I wrote about the 1938 revival of Rudolph Valentino's films in Affairs Valentino – Special Edition, pp. 227-228. I referenced this in the book to point out that Jean Valentino, then having inherited the estate, reaped substantial reward from Rudolph's films. ($10,000 a week box office returns by today's exchange rate would be $193,600.00 a week) The most popular and highest grossing of Rudy's revival films was The Son of the Sheik and I share this article (below) from the day.
By 1938, there was a new generation of movie goers and its an intriguing aspect of Valentino's life and afterlife to contemplate his effect of that first generation. Were the audiences filling the theaters in 1938 to see The Son of the Sheik young people or their parents?
I own a copy of the 1938 Life magazine (shown in the image below) which I will find here and also share. I paid $50.00 for it many years ago and probably got ripped off. But I had to have it and it was a rainy San Francisco day, in a comic book shop and there it was...I would have paid a lot more actually. I know copies of that issue are not rare at all but hey... I have mine.

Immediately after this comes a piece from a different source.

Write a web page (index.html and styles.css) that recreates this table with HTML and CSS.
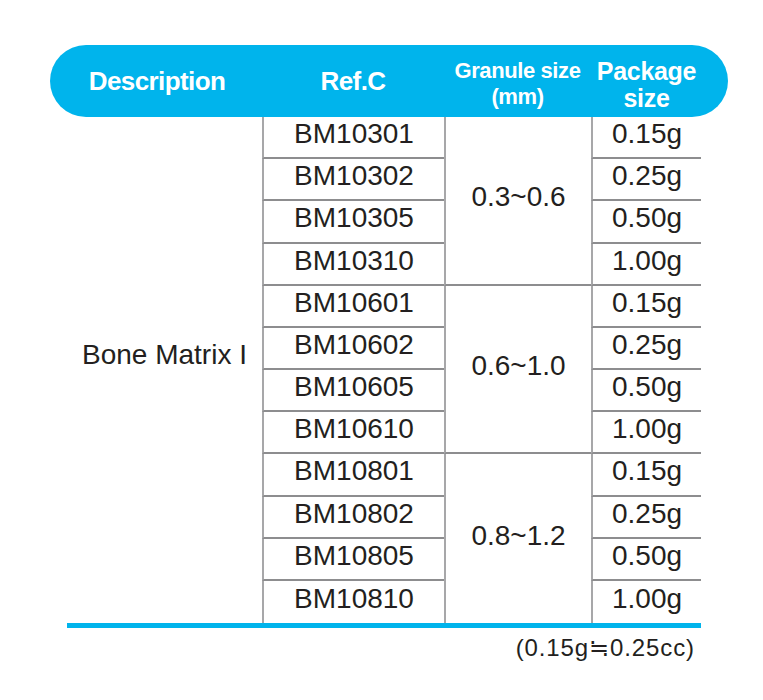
FILE: index.html
```html
<!DOCTYPE html>
<html>
<head>
  <title>Bone Matrix I</title>
  <link rel="stylesheet" href="styles.css">
</head>
<body>
  <div class="sheet">
    <div class="head">
      <div class="head-cell head-desc">Description</div>
      <div class="head-cell">Ref.C</div>
      <div class="head-cell head-small">Granule size<br>(mm)</div>
      <div class="head-cell head-pkg">Package<br>size</div>
    </div>

    <div class="grid">
      <div class="desc">Bone Matrix I</div>

      <div class="ref">BM10301</div>
      <div class="gran">0.3~0.6</div>
      <div class="pkg">0.15g</div>
      <div class="ref">BM10302</div>
      <div class="pkg">0.25g</div>
      <div class="ref">BM10305</div>
      <div class="pkg">0.50g</div>
      <div class="ref">BM10310</div>
      <div class="pkg">1.00g</div>

      <div class="ref">BM10601</div>
      <div class="gran">0.6~1.0</div>
      <div class="pkg">0.15g</div>
      <div class="ref">BM10602</div>
      <div class="pkg">0.25g</div>
      <div class="ref">BM10605</div>
      <div class="pkg">0.50g</div>
      <div class="ref">BM10610</div>
      <div class="pkg">1.00g</div>

      <div class="ref">BM10801</div>
      <div class="gran last">0.8~1.2</div>
      <div class="pkg">0.15g</div>
      <div class="ref">BM10802</div>
      <div class="pkg">0.25g</div>
      <div class="ref">BM10805</div>
      <div class="pkg">0.50g</div>
      <div class="ref last">BM10810</div>
      <div class="pkg last">1.00g</div>
    </div>

    <div class="note">(0.15g≒0.25cc)</div>
  </div>
</body>
</html>
```

FILE: styles.css
```css
body {
  margin: 0;
  background: #fff;
  font-family: "Liberation Sans", Arial, sans-serif;
  color: #231f20;
}
.sheet {
  padding: 45px 0 0 50px;
  width: 678px;
}
.head {
  display: grid;
  grid-template-columns: 212px 182px 147px 137px;
  height: 72px;
  background: #00b4ec;
  border-radius: 36px;
  color: #fff;
  font-weight: bold;
}
.head-cell {
  display: flex;
  align-items: center;
  justify-content: center;
  text-align: center;
  font-size: 26px;
  letter-spacing: -0.6px;
}
.head-desc {
  padding-left: 2px;
}
.head-small {
  font-size: 22px;
  line-height: 26px;
  letter-spacing: -0.4px;
  padding-top: 5px;
}
.head-pkg {
  font-size: 25px;
  line-height: 27px;
  letter-spacing: -0.3px;
  padding-right: 26px;
  padding-top: 8px;
}
.grid {
  display: grid;
  grid-template-columns: 195px 182px 147px 110px;
  grid-template-rows: repeat(12, 1fr);
  width: 634px;
  height: 506px;
  margin-left: 17px;
  border-bottom: 5px solid #00b4ec;
  font-size: 28px;
}
.grid > div {
  display: flex;
  align-items: center;
  justify-content: center;
  box-sizing: border-box;
  padding-bottom: 6px;
}
.grid > .desc {
  grid-column: 1;
  grid-row: span 12;
  padding: 0 0 30px 0;
}
.ref {
  grid-column: 2;
  border-left: 2px solid #a7a7a9;
  border-bottom: 2px solid #8d8d8f;
}
.gran {
  grid-column: 3;
  grid-row: span 4;
  border-left: 2px solid #a7a7a9;
  border-bottom: 2px solid #8d8d8f;
}
.pkg {
  grid-column: 4;
  border-left: 2px solid #a7a7a9;
  border-bottom: 2px solid #8d8d8f;
}
.grid > .last {
  border-bottom: none;
}
.note {
  margin: 6px 0 0 0;
  padding-right: 33px;
  text-align: right;
  font-size: 24px;
  letter-spacing: 0.9px;
}
```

My original interest in the revival of Rudy's films was in pursuit of the documentation and truth about the settlement of the estate and subsequent income issues. It was then I came across the profits for the Valentino estate/Jean from the revival in 1938. Obviously those distributing the films in 1938 would have taken their percentages, but as desperate as Alberto tried to make it all look financially.. they were not counting pennies in 1938.
*podcast is recorded, and solutions being set up to ensure a safe place for the fascinating comments you send in to this blog. I do not share the residue of the hater's bombardments here because it is never wise to acknowledge a child throwing a tantrum. At least in my experience.